Team uses tiny particles to mimic blood


McClatchy Newspapers

RALEIGH, N.C.

The quest to develop synthetic blood is advancing through the work of University of North Carolina-Chapel Hill researchers using tiny particles that are not only the same shape, but same flexibility as vital red blood cells.

The team, led by chemistry professor Joseph De- Simone, who invented a technology to mass-produce uniquely shaped nanoparticles, builds on the observation that red blood cells are more pliant when they’re in the youth of their 120-day life cycle.

New, supple red blood cells are able to squeeze through tiny pores and carry oxygen throughout the body. So by mimicking their shape and flexibility, DeSimone hopes to infuse his man-made microdots with oxygen-carrying hemoglobin to create a synthetic lifeline.

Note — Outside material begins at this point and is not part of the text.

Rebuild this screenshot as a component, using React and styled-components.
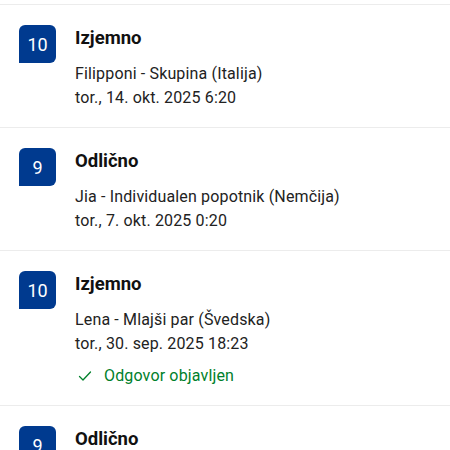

“Mechanics are important, and now we have a vehicle that has the same mechanics as red blood cells when young, and that’s the first big step,” DeSimone said. The research, being tested in mice, was reported recently in the journal Proceedings of the National Academy of Sciences.

Developing synthetic blood has long been the pursuit of scientists searching for an abundant and versatile alternative to use in traumas and battlefields. Whole blood has a limited shelf life, needs refrigeration and must be matched to the recipient.

But efforts to develop viable alternatives have been fraught with pitfalls.

The approach taken by DeSimone and his colleagues is different. It capitalizes on the potential of nanoparticles, which are microscopic vehicles that he and other scientists hope can deliver therapies, scavenge harmful particles such as cholesterol or even serve as surrogates for cells in the body.

“Most people have been going smaller to increase the circulation time,” of nanoparticles filled with hemoglobin for synthetic blood, DeSimone said. But he said the secret to the success of red blood cells is their ability to squish and squirt through minute portals.

Re-creating that quality, he said, could produce a particle that encases the hemoglobin to safely deliver oxygen.